Over time, the complexity of my life tends to increase faster than it decreases. I accumulate more website articles to maintain, more online accounts to manage, more friends who ask me for feedback, more topics that I'm interested in, more best practices that I try to follow, and more unfinished projects and tasks (many of which I'll probably never finish). As of 2021, I have three different minor health problems that require a fair amount of time to deal with on an ongoing basis. As I get older, I expect to keep accumulating health problems, and my ageing parents will as well.
There can sometimes be a "poverty trap" in terms of time: not having enough time makes it harder to simplify one's life in ways that would in the long run help to save time.
As one possible way to reduce time poverty, I've considered looking for a personal assistant (PA) to help with some of these tasks. I think a PA could help to some degree, though most of my tasks aren't very outsourceable or would require a great deal of trust to hand off to someone else. Also, I worry a bit that if I did outsource some of my paperwork kinds of tasks, I might get fatigued by only doing the more high-level, effective-altruism-related tasks without as many breaks. Some of the reason I'm slow is just that I'm fussy and have high quality standards. If I found someone who could meet my high expectations, that person would probably be smart enough and reliable enough to make useful contributions in his or her own right, or to be a good PA for someone who is objectively more busy than I am.
When I have occasionally tried outsourcing small tasks in the past, I often felt that doing so was at least as much work as just doing the task myself. Maybe if I eventually found a solid, long-term PA, the dividends of outsourcing could eventually more than pay for the setup costs. In any case, for now I think the more feasible approach is just to reduce the number of things I try to do. For example, in 2020 I deleted my LinkedIn account in order to avoid having to deal with connection requests and messages. In 2021 I'm thinking about possible ways to reduce my volume of notifications on Facebook as well. This is kind of unfortunate because I sometimes make useful connections on these platforms.

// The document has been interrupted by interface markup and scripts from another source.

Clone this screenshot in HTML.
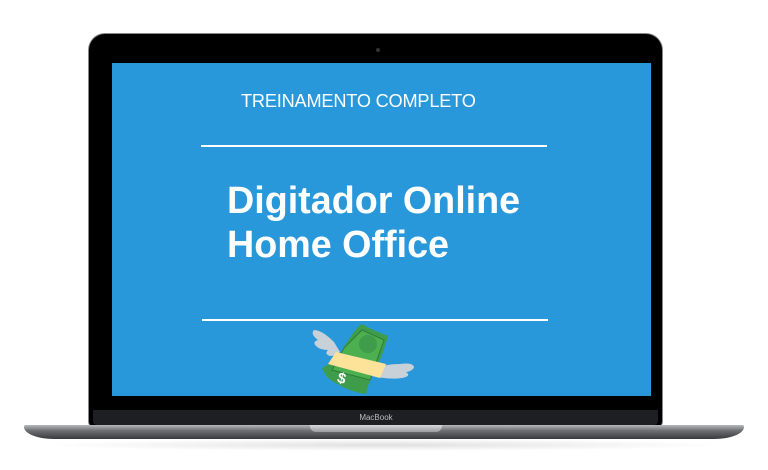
<!DOCTYPE html>
<html><head><style>
body{margin:0;width:768px;height:470px;background:#fff;position:relative;overflow:hidden;font-family:"Liberation Sans",sans-serif}
.bez{position:absolute;left:89px;top:34px;width:573px;height:392px;background:#000;border-radius:16px 16px 4px 4px;box-shadow:0 0 0 1px #888}
.chin{position:absolute;left:93px;top:410px;width:565px;height:15px;background:#1e1f23;border-radius:0 0 4px 4px}
.scr{position:absolute;left:112px;top:63px;width:539px;height:333px;background:#2898db}
.base{position:absolute;left:24px;top:425px;width:720px;height:14px;background:linear-gradient(#b8b9bc,#6e6f73 40%,#38393d);border-radius:2px 2px 30px 30px/2px 2px 12px 12px}
.notch{position:absolute;left:310px;top:425px;width:132px;height:7px;background:linear-gradient(#d7d8da,#9a9b9e);border-radius:0 0 6px 6px}
.shadow{position:absolute;left:40px;top:439px;width:690px;height:12px;background:radial-gradient(ellipse at center,rgba(0,0,0,.12),rgba(0,0,0,0) 70%)}
.cam{position:absolute;left:376px;top:48px;width:4px;height:4px;border-radius:50%;background:#333}
.t1{position:absolute;left:241px;width:244px;white-space:nowrap;top:91px;color:#fff;font-size:18px;letter-spacing:-.2px;transform:scaleX(1.01);transform-origin:left}
.line{position:absolute;height:2px;background:#fff}
.h{position:absolute;left:227px;color:#fff;font-weight:bold;font-size:37.7px;line-height:44px;top:178px;white-space:nowrap}
.mb{position:absolute;left:0;width:752px;text-align:center;top:413px;color:#bbb;font-size:8px}
</style></head><body>
<div class="shadow"></div>
<div class="bez"></div>
<div class="cam"></div>
<div class="scr"></div>
<div class="chin"></div>
<div class="mb">MacBook</div>
<div class="base"></div>
<div class="notch"></div>
<div class="t1">TREINAMENTO COMPLETO</div>
<div class="line" style="left:201px;top:145px;width:346px"></div>
<div class="h">Digitador Online<br>Home Office</div>
<div class="line" style="left:202px;top:319px;width:346px"></div>
<svg style="position:absolute;left:300px;top:322px" width="125" height="75" viewBox="0 0 125 75">
<path d="M34 20 q-12-12-20-12 q-4 4 4 10 q-6 2-2 6 q4 4 12 4 q-4 4 2 6 q6 0 10-4z" fill="#c8d0d8"/>
<path d="M74 46 q14-4 26-4 q14-2 14 4 q-4 4-8 4 q6 4-4 6 q-12 2-30-2z" fill="#c8d0d8"/>
<path d="M40 32 Q56 4 62 2 Q72 8 88 14 Q82 36 74 50 Q68 62 66 72 Q50 70 34 60 Q26 56 22 46 Q34 40 40 32z" fill="#3e9c4a"/>
<path d="M44 26 L62 8 L84 18 L70 58 L32 48z" fill="#4caf50" stroke="#2f7d38" stroke-width="1"/>
<circle cx="68" cy="22" r="9" fill="#3e9c4a"/>
<path d="M36 30 L86 42 L80 56 L28 42z" fill="#fde39a"/>
<text x="38" y="62" fill="#fff" font-size="15" font-weight="bold" transform="rotate(15 45 55)">$</text>
</svg>
</body></html>
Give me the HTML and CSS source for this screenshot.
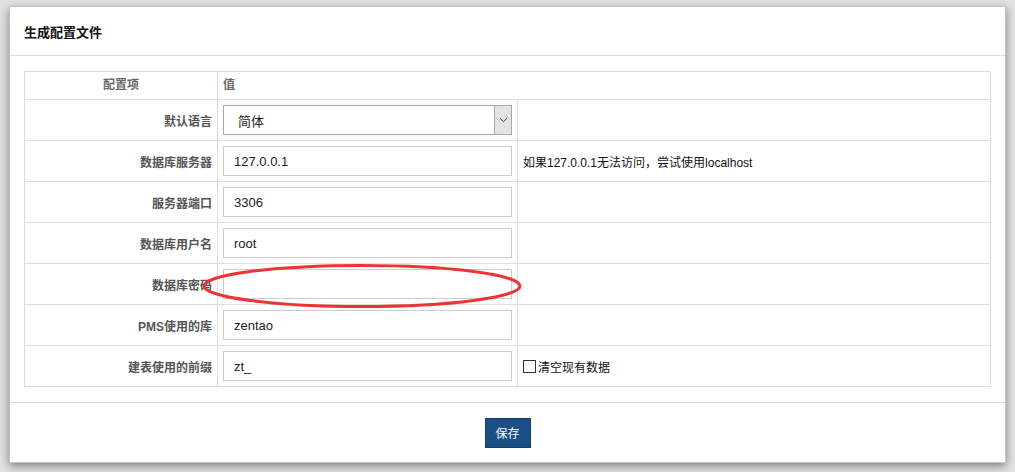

Too much literature to keep up with
In the modern world, scientists have to specialize into smaller and smaller sub-fields because there are so many papers being published all the time that it's impossible to keep up with any more than a tiny slice of them. I feel the same way about various causes in effective altruism. I used to follow work on AI safety to a moderate degree of depth until 2015, when the field seemed to grow faster and faster, and I felt unable to contribute anything useful without reading much more material than I had time for. Toward the end of the 2010s, the fields of wild-animal suffering, invertebrate welfare, and s-risks also began to explode (at a smaller scale than AI safety), and I likewise had trouble keeping up with the work being done in those areas.
I've heard some people say that it's important to have a critical mass of researchers working in some area in order to sustain people's motivation. That's an interesting viewpoint, though I happen to work in roughly the opposite way. If I'm one of the few people exploring some topic, the work feels useful and manageable. Once too many other people join in, I find it harder to contribute anything unique, and most of my time is spent reading the work of others rather than saying anything of my own.
Of course, it's a good "problem" to have when there's too much exciting work being done in an area to keep up with, but it does exacerbate the feeling of being overwhelmed.
The fast lane has more impact
In order to be one of the most "successful" people in the world—whether financially or otherwise—you generally have to be able to work a lot and work quickly. You have to be able to avoid getting hung up on little details. And you have to be able to tolerate a great deal of stress.
There may be increasing returns here: being twice as productive can often increase your wealth or other types of impact by much more than two times. As one example, maybe it's fair to say that elite software developers in hedge funds work twice as hard as average software developers, but they can earn 5, 10, or in some cases even 100 times as much as an average software developer. (Of course, differences in intelligence, interests, and other traits are also very relevant in explaining this contrast.)
So if your personality is suited to speed and performance, you have a gift, and you may be able to make a significantly bigger impact than most other people. For the rest of us mere mortals, one of the most useful things we can do is to find more of these exceptional performers and inspire them to support important altruistic causes.